Monday, August 15, 2011

Review of 'Succubus On Top' by Richelle Mead

After reading Richelle Mead's Vampire Academy series, I did not believe that she would ever write anything that I would read, let alone absolutely embrace.  I read the first book in the series because a book club that I am involved in selected as the choice for the month and now I am absolutely HOOKED.  Who knew that she was capable of creating such a wonderful world.  This really makes me wonder what the hell went wrong with Vampire Academy.  Okay, maybe it's not fair to compare the two because the Vampire Academy series is YA and her Georgina Kincaid series is definitely ADULT. (yes lots of sex but at least it doesn't pretend to be anything other than vanilla)
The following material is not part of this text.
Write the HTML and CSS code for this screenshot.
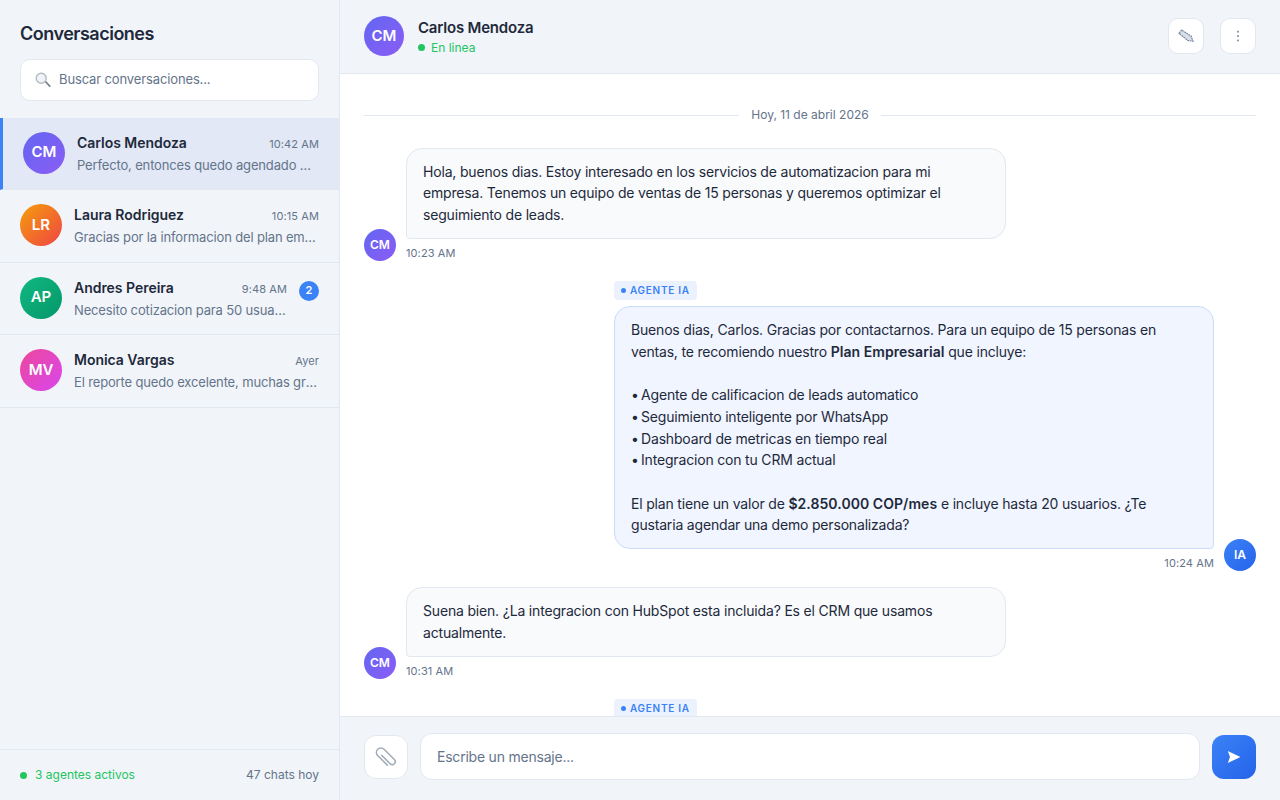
FILE: index.html
```html
<!DOCTYPE html>
<html lang="es">
<head>
    <meta charset="UTF-8" />
    <meta name="viewport" content="width=device-width, initial-scale=1.0"/>
    <title>Conversaciones</title>
    <link rel="stylesheet" href="styles.css">
</head>
<body>
    <!-- ===== SIDEBAR ===== -->
    <aside class="sidebar">
        <div class="sidebar-head">
            <h2>Conversaciones</h2>
            <label class="search">
                <svg class="search-icon" viewBox="0 0 16 16" width="16" height="16">
                    <path d="M9.6 9.9l1.2-1.2 4.6 4.7q.6.7 0 1.3t-1.3 0z" fill="#7f858c"/>
                    <circle cx="6.2" cy="6.2" r="5" fill="#f0f4f8" stroke="#b5bac0" stroke-width="1.4"/>
                </svg>
                <input type="text" placeholder="Buscar conversaciones...">
            </label>
        </div>

        <div class="conv-list">
            <div class="conv active">
                <div class="avatar av-purple">CM</div>
                <div class="conv-body">
                    <div class="conv-top"><span class="conv-name">Carlos Mendoza</span><span class="conv-time">10:42 AM</span></div>
                    <div class="conv-preview">Perfecto, entonces quedo agendado martes a las 3</div>
                </div>
            </div>
            <div class="conv">
                <div class="avatar av-orange">LR</div>
                <div class="conv-body">
                    <div class="conv-top"><span class="conv-name">Laura Rodriguez</span><span class="conv-time">10:15 AM</span></div>
                    <div class="conv-preview">Gracias por la informacion del plan empresarial</div>
                </div>
            </div>
            <div class="conv">
                <div class="avatar av-green">AP</div>
                <div class="conv-body">
                    <div class="conv-top"><span class="conv-name">Andres Pereira</span><span class="conv-time">9:48 AM</span></div>
                    <div class="conv-preview">Necesito cotizacion para 50 usuarios nuevos</div>
                </div>
                <span class="badge">2</span>
            </div>
            <div class="conv">
                <div class="avatar av-pink">MV</div>
                <div class="conv-body">
                    <div class="conv-top"><span class="conv-name">Monica Vargas</span><span class="conv-time">Ayer</span></div>
                    <div class="conv-preview">El reporte quedo excelente, muchas gracias por todo</div>
                </div>
            </div>
        </div>

        <div class="sidebar-foot">
            <span class="agents"><i class="dot"></i>3 agentes activos</span>
            <span>47 chats hoy</span>
        </div>
    </aside>

    <!-- ===== CHAT ===== -->
    <main class="chat">
        <header class="chat-head">
            <div class="avatar avatar-head av-purple">CM</div>
            <div class="chat-who">
                <div class="chat-name">Carlos Mendoza</div>
                <div class="chat-status"><i class="dot dot-small"></i>En linea</div>
            </div>
            <div class="chat-actions">
                <button class="icon-btn" aria-label="Editar">
                    <svg viewBox="0 0 16 16" width="16" height="16">
                        <path d="M1 5.4L3.6 2l9.6 6.2 1.8 5-5.2-.7z" fill="#d8dee7" stroke="#74829a" stroke-width="1.2" stroke-dasharray="1.8 .7"/>
                    </svg>
                </button>
                <button class="icon-btn" aria-label="Opciones">
                    <svg viewBox="0 0 16 16" width="16" height="16" fill="#74829a">
                        <rect x="7.2" y="2.8" width="1.6" height="1.8"/><rect x="7.2" y="7.2" width="1.6" height="1.8"/><rect x="7.2" y="11.6" width="1.6" height="1.8"/>
                    </svg>
                </button>
            </div>
        </header>

        <div class="messages">
            <div class="date-sep"><span>Hoy, 11 de abril 2026</span></div>

            <div class="msg">
                <div class="avatar avatar-small av-purple">CM</div>
                <div class="msg-col">
                    <div class="bubble">Hola, buenos dias. Estoy interesado en los servicios de automatizacion para mi empresa. Tenemos un equipo de ventas de 15 personas y queremos optimizar el seguimiento de leads.</div>
                    <div class="msg-time">10:23 AM</div>
                </div>
            </div>

            <div class="msg msg-agent">
                <div class="msg-col">
                    <span class="agent-tag"><i class="tag-dot"></i>AGENTE IA</span>
                    <div class="bubble">Buenos dias, Carlos. Gracias por contactarnos. Para un equipo de 15 personas en ventas, te recomiendo nuestro <strong>Plan Empresarial</strong> que incluye:<br><br><span class="bullet">•</span> Agente de calificacion de leads automatico<br><span class="bullet">•</span> Seguimiento inteligente por WhatsApp<br><span class="bullet">•</span> Dashboard de metricas en tiempo real<br><span class="bullet">•</span> Integracion con tu CRM actual<br><br>El plan tiene un valor de <strong>$2.850.000 COP/mes</strong> e incluye hasta 20 usuarios. ¿Te gustaria agendar una demo personalizada?</div>
                    <div class="msg-time">10:24 AM</div>
                </div>
                <div class="avatar avatar-small av-blue">IA</div>
            </div>

            <div class="msg">
                <div class="avatar avatar-small av-purple">CM</div>
                <div class="msg-col">
                    <div class="bubble">Suena bien. ¿La integracion con HubSpot esta incluida? Es el CRM que usamos actualmente.</div>
                    <div class="msg-time">10:31 AM</div>
                </div>
            </div>

            <div class="msg msg-agent">
                <div class="msg-col">
                    <span class="agent-tag"><i class="tag-dot"></i>AGENTE IA</span>
                    <div class="bubble">Si, la integracion con HubSpot esta incluida en el Plan Empresarial.</div>
                    <div class="msg-time">10:32 AM</div>
                </div>
                <div class="avatar avatar-small av-blue">IA</div>
            </div>
        </div>

        <footer class="composer">
            <button class="attach" aria-label="Adjuntar">
                <svg viewBox="0 0 24 24" width="24" height="24" fill="none" stroke="#a0abb7" stroke-width="1.5" stroke-linecap="round">
                    <path transform="rotate(-45 11.5 12)" d="M10 8V20a3 3 0 0 0 6 0V5.5a4.5 4.5 0 0 0-9 0V19"/>
                </svg>
            </button>
            <input class="composer-input" type="text" placeholder="Escribe un mensaje...">
            <button class="send" aria-label="Enviar">
                <svg viewBox="0 0 14 14" width="14" height="14"><path d="M.8 1l12.6 6-12.6 6 2.2-6z" fill="#fff"/></svg>
            </button>
        </footer>
    </main>
</body>
</html>
```

FILE: styles.css
```css
*{box-sizing:border-box;}
body{
    display:flex;height:100vh;margin:0;overflow:hidden;background:#fff;
    font-family:Inter,"Noto Sans",sans-serif;line-height:1.5;color:#1e293b;
}
button{padding:0;cursor:pointer;font:inherit;}
input{font:inherit;color:#1e293b;outline:none;}
input::placeholder{color:#64748b;opacity:1;}

/* Avatares */
.avatar{
    flex:none;display:flex;align-items:center;justify-content:center;
    width:42px;height:42px;border-radius:50%;
    color:#fff;font-size:15px;font-weight:600;
}
.avatar-head{width:40px;height:40px;}
.avatar-small{width:32px;height:32px;font-size:12px;}
.av-purple{background:linear-gradient(135deg,#6366f1,#8b5cf6);}
.av-orange{background:linear-gradient(135deg,#f59e0b,#ef4444);}
.av-green{background:linear-gradient(135deg,#10b981,#059669);}
.av-pink{background:linear-gradient(135deg,#ec4899,#d946ef);}
.av-blue{background:linear-gradient(135deg,#3b82f6,#2563eb);}

.dot{display:inline-block;width:7px;height:7px;border-radius:50%;background:#22c55e;margin-right:8px;}
.dot-small{width:7px;height:7px;margin-right:6px;}

/* Sidebar */
.sidebar{
    flex:none;width:340px;display:flex;flex-direction:column;
    background:#f1f5f9;border-right:1px solid #e2e8f0;
}
.sidebar-head{padding:20px 20px 16.5px;}
.sidebar-head h2{margin:0 0 12px;font-size:18px;font-weight:600;line-height:27px;letter-spacing:-.5px;}
.search{
    display:flex;align-items:center;gap:8px;height:42px;padding:0 14px;
    background:#fff;border:1px solid #e2e8f0;border-radius:10px;
}
.search-icon{flex:none;}
.search input{flex:1;min-width:0;border:0;padding:0;background:none;font-size:13px;letter-spacing:-.13px;}

.conv-list{flex:1;}
.conv{
    display:flex;align-items:flex-start;gap:12px;padding:14px 20px;
    border-bottom:1px solid #e2e8f0;
}
.conv.active{background:#e2e8f5;border-left:3px solid #3b82f6;}
.conv-body{flex:1;min-width:0;}
.conv-top{display:flex;justify-content:space-between;align-items:baseline;margin-bottom:3px;}
.conv-name{font-size:14px;font-weight:600;letter-spacing:-.03px;}
.conv-time{font-size:11px;color:#64748b;letter-spacing:.1px;}
.conv-preview{
    font-size:13px;color:#64748b;letter-spacing:-.15px;
    white-space:nowrap;overflow:hidden;text-overflow:ellipsis;
}
.badge{
    flex:none;display:flex;align-items:center;justify-content:center;
    width:20px;height:20px;margin-top:4px;border-radius:50%;
    background:#3b82f6;color:#fff;font-size:11px;font-weight:600;
}

.sidebar-foot{
    display:flex;justify-content:space-between;align-items:center;
    padding:16px 20px;border-top:1px solid #e2e8f0;
    font-size:12px;color:#64748b;
}
.agents{color:#22c55e;}

/* Chat */
.chat{flex:1;min-width:0;display:flex;flex-direction:column;}
.chat-head{
    flex:none;display:flex;align-items:center;gap:14px;padding:16px 24px;
    background:#f1f5f9;border-bottom:1px solid #e2e8f0;
}
.chat-who{flex:1;}
.chat-name{font-size:15px;font-weight:600;line-height:24px;margin-bottom:-1.5px;letter-spacing:-.2px;}
.chat-status{display:flex;align-items:center;font-size:12px;color:#22c55e;}
.chat-actions{display:flex;gap:16px;}
.icon-btn{
    display:flex;align-items:center;justify-content:center;
    width:36px;height:36px;background:#fff;
    border:1px solid #e2e8f0;border-radius:10px;
}

.messages{
    flex:1;min-height:0;overflow:hidden;display:flex;flex-direction:column;gap:16px;
    padding:24px;
}
.date-sep{
    flex:none;display:flex;align-items:center;gap:12px;margin:8.5px 0 7.5px;
    font-size:12px;color:#64748b;
}
.date-sep::before,.date-sep::after{content:"";flex:1;height:1px;background:#e2e8f0;}

.msg{flex:none;display:flex;align-items:flex-end;gap:10px;}
.msg-agent{justify-content:flex-end;}
.msg-col{width:600px;}
.bubble{
    padding:12px 16px;font-size:14px;line-height:1.55;letter-spacing:-.18px;
    background:#f8fafc;border:1px solid #e2e8f0;
    border-radius:16px 16px 16px 4px;
}
.bubble strong{font-weight:600;letter-spacing:.05px;}
.bullet{letter-spacing:-1.6px;}
.msg-agent .bubble{
    background:#f0f5ff;border-color:#c9dcfb;
    border-radius:16px 16px 4px 16px;
}
.msg-time{margin-top:6px;font-size:11px;color:#64748b;letter-spacing:.1px;}
.msg-agent .msg-time{text-align:right;}
.agent-tag{
    display:flex;align-items:center;width:fit-content;gap:4px;
    margin:4px 0 6px;padding:2px 7px;border-radius:4px;
    background:#ebf2fe;color:#3b82f6;
    font-size:10px;font-weight:600;letter-spacing:.72px;
}
.tag-dot{width:5px;height:5px;border-radius:50%;background:#3b82f6;}

.composer{
    flex:none;display:flex;align-items:center;gap:12px;padding:16px 24px 20px;
    background:#f1f5f9;border-top:1px solid #e2e8f0;
}
.attach{
    flex:none;display:flex;align-items:center;justify-content:center;
    width:44px;height:44px;background:#fff;
    border:1px solid #e2e8f0;border-radius:12px;
}
.composer-input{
    flex:1;min-width:0;height:47px;padding:0 16px;font-size:14px;letter-spacing:-.22px;
    background:#fff;border:1px solid #e2e8f0;border-radius:12px;
}
.send{
    flex:none;display:flex;align-items:center;justify-content:center;
    width:44px;height:44px;border:0;border-radius:12px;
    background:linear-gradient(135deg,#3b82f6,#2563eb);
}
```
Having promised to corrupt humans using sex to save Seth's memory of his love for her, Kincaid must balance her commitment to the Archdemon Jerome and her desire to nurture her budding relationship with Seth. Throughout the book there is a lot of discussion as to whether or not it is possible to maintain a romantic relationship with a man and not actually engage in sex.  This is an absolute necessity for Kincaid and Seth because every time she is sexually intimate her succubus drive takes over and she drains energy and life force from her partner.  Honestly, I see quite a lot of gender essentialism in this because of the constant real men need lots and lots of sexay times to be happy.  This approach also ignores that asexual people have romantic relationships all of the time.   
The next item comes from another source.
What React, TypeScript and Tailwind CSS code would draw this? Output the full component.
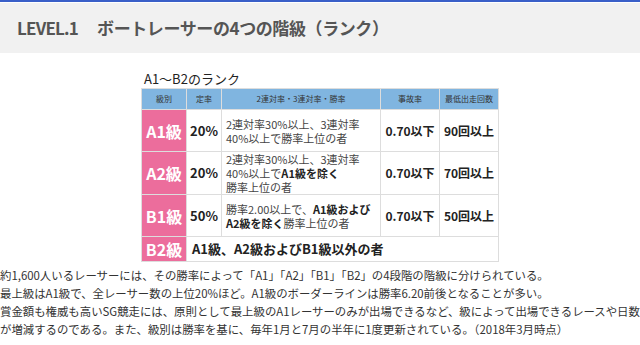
const font = { fontFamily: '"Noto Sans CJK JP", "Noto Sans", sans-serif' };

type Row = {
  grade: string;
  rate: string;
  desc: React.ReactNode;
  accident: string;
  min: string;
  h: string;
};

const rows: Row[] = [
  {
    grade: 'A1級',
    rate: '20%',
    desc: <>2連対率30%以上、3連対率<br />40%以上で勝率上位の者</>,
    accident: '0.70以下',
    min: '90回以上',
    h: 'h-[42px]',
  },
  {
    grade: 'A2級',
    rate: '20%',
    desc: (
      <>
        2連対率30%以上、3連対率<br />40%以上で<b className="font-bold text-[#222]">A1級を除く</b><br />勝率上位の者
      </>
    ),
    accident: '0.70以下',
    min: '70回以上',
    h: 'h-[43px]',
  },
  {
    grade: 'B1級',
    rate: '50%',
    desc: (
      <>
        勝率2.00以上で、<b className="font-bold text-[#222]">A1級および</b><br />
        <b className="font-bold text-[#222]">A2級を除く</b>勝率上位の者
      </>
    ),
    accident: '0.70以下',
    min: '50回以上',
    h: 'h-[42px]',
  },
];

export default function App() {
  return (
    <div className="w-[640px] h-[345px] overflow-hidden bg-white text-[#333]" style={font}>
      {/* heading bar */}
      <div className="border-t-[2px] border-[#3a5fc8]">
        <div className="h-[50px] mt-[1px] bg-[#f1f1f1] flex items-center pl-[17px]">
          <h1 className="text-[17px] font-semibold text-[#555] tracking-[-0.4px]">
            <span className="tracking-[-0.8px]">LEVEL.1</span>
            <span className="inline-block w-[19px]" />ボートレーサーの4つの階級（ランク）
          </h1>
        </div>
      </div>

      {/* table */}
      <div className="pl-[141px] pt-[17px]">
        <div className="text-[13px] leading-[18px] text-[#222] pl-[3px]">A1〜B2のランク</div>
        <table className="border-collapse w-[357px] table-fixed">
          <colgroup>
            <col className="w-[45px]" />
            <col className="w-[35px]" />
            <col className="w-[159px]" />
            <col className="w-[59px]" />
            <col className="w-[59px]" />
          </colgroup>
          <thead>
            <tr className="h-[21px] bg-[#80b5e0] text-[8px] text-[#333]">
              <th className="border border-[#ddd] font-normal">級別</th>
              <th className="border border-[#ddd] font-normal">定率</th>
              <th className="border border-[#ddd] font-normal">2連対率・3連対率・勝率</th>
              <th className="border border-[#ddd] font-normal">事故率</th>
              <th className="border border-[#ddd] font-normal">最低出走回数</th>
            </tr>
          </thead>
          <tbody>
            {rows.map((r) => (
              <tr key={r.grade} className={r.h}>
                <td className="border border-[#ddd] bg-[#ec6d9c] text-white font-bold text-[16px] text-center">
                  {r.grade}
                </td>
                <td className="border border-[#ddd] font-bold text-[13px] text-[#222] text-center">{r.rate}</td>
                <td className="border border-[#ddd] text-[11px] leading-[14px] text-[#444] pl-[4px]">{r.desc}</td>
                <td className="border border-[#ddd] font-bold text-[12px] text-[#222] text-center">{r.accident}</td>
                <td className="border border-[#ddd] font-bold text-[12px] text-[#222] text-center">{r.min}</td>
              </tr>
            ))}
            <tr className="h-[21px]">
              <td className="border border-[#ddd] bg-[#ec6d9c] text-white font-bold text-[16px] text-center">B2級</td>
              <td colSpan={4} className="border border-[#ddd] font-bold text-[13px] text-[#222] pl-[5px]">
                A1級、A2級およびB1級以外の者
              </td>
            </tr>
          </tbody>
        </table>
      </div>

      {/* body text */}
      <div className="pt-[4px] text-[11.4px] leading-[18px] text-[#333]">
        <p>約1,600人いるレーサーには、その勝率によって「A1」「A2」「B1」「B2」の4段階の階級に分けられている。</p>
        <p>最上級はA1級で、全レーサー数の上位20%ほど。A1級のボーダーラインは勝率6.20前後となることが多い。</p>
        <p>
          賞金額も権威も高いSG競走には、原則として最上級のA1レーサーのみが出場できるなど、級によって出場できるレースや日数が増減するのである。また、級別は勝率を基に、毎年1月と7月の半年に1度更新されている。（2018年3月時点）
        </p>
      </div>
    </div>
  );
}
Once again there are not GLBT characters in this book.  In a town like Seattle this is absolutely ridiculous. I would understand if the book was set in a half a horse town in Iowa but this is not even remotely reasonable for a large urban center.  The book does have a saving grace however.  An incubus named Bastien comes to town with the idea to seduce Dana, the leader of a local fundi Christian group. We are told repeatedly that Dana is not only racist, she is rabidly homophobic.  I think that it is great that homophobia was addressed in this book.  At point Kincaid says, "I wanted to argue right there that I didn't think homosexuality was a "choice" for all people, nor did I believe there should be laws about who people loved. " (pg 165) Even as Dana tries to push Kincaid in to saying that she believes that gay marriage should be banned, Kincaid cannot bring herself to support her though she knows doing so may very well risk their opportunity to catch Dana in a compromising position.  I think this really makes a strong social justice stance and is the only time I have seen homophobia so directly confronted in the genre.
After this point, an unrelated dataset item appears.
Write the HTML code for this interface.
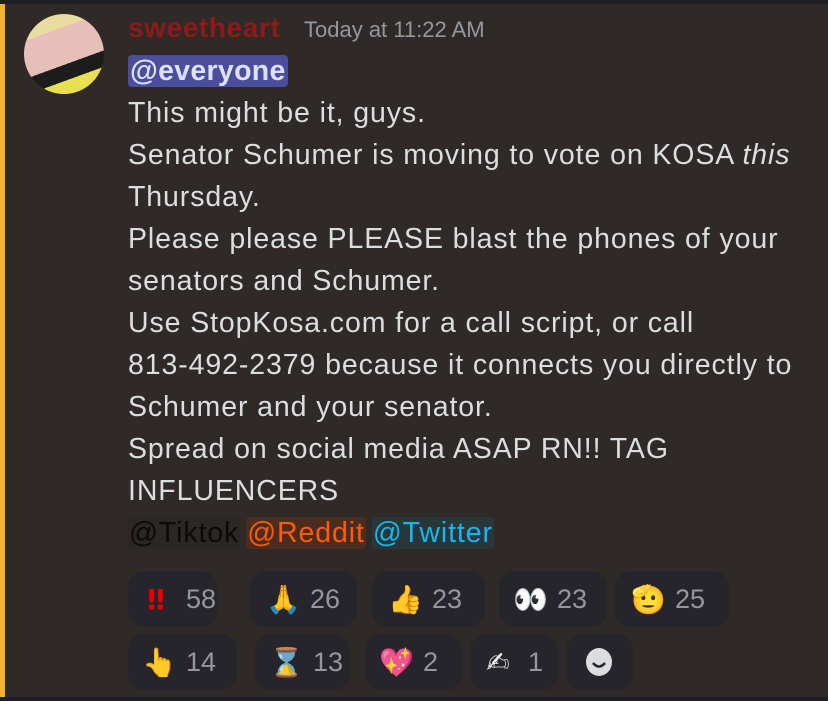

Unfortunately as happy as I was to see all of the support that the GLBT community received in this book I would remiss if I did not point out a failure.  In the end, Dana is indeed seduced but not by the incubus, but Kincaid herself.  It seems that Dana is a closture.  Of course, there are people who are gay and lesbian who have enough self hate to support organizations like the fictional one Dana ran; however, the source of homophobia is not closeted gay and lesbian people, but heterosexuals intent to uphold their privilege.  I think the point would have been better made had Dana rather been straight, rather than making her a self hating lesbian. In the end though, I believe it really was a good effort to confront a marginalization in the urban fantasy genre that far too often gets erased.

In my last review, one of my complaints was the lack of people of colour.  Doug is a Japanese man who works with Kincaid at the bookstore and he is also a member of a local band.  In Succubus on Top, Doug moves out the shadows and plays a huge role in the plot.  Unfortunately he becomes a drug addict who overdoses and it is left to Kincaid to bring about justice.  If it were not for the fact that Asian men are constantly emasculated, I would not have had a huge problem with this story line.  It was not accidental that Kincaid was not called in to rescue a White man.  

One of the things I am enjoying most in this book is an empowered female sexuality.  I suppose this is easier to do because Kincaid is after all a succubus but I still find it a huge relief because far too often women are slut shamed for even thinking about sex.  Even though sexual agency is a huge part of who she is, in this book we also learn that Kincaid is good at persuading people, taking charge in a professional manner as well as organizing things on the fly.  This is something that I really have to praise Mead for because when are seen as sexual, they are also portrayed as incompetent or as distinctly lacking in intelligence.  Kincaid is wonderfully rounded and filled with an agency that is rare in this genre.  With each chapter that I read I become more excited about the world that Mead has created.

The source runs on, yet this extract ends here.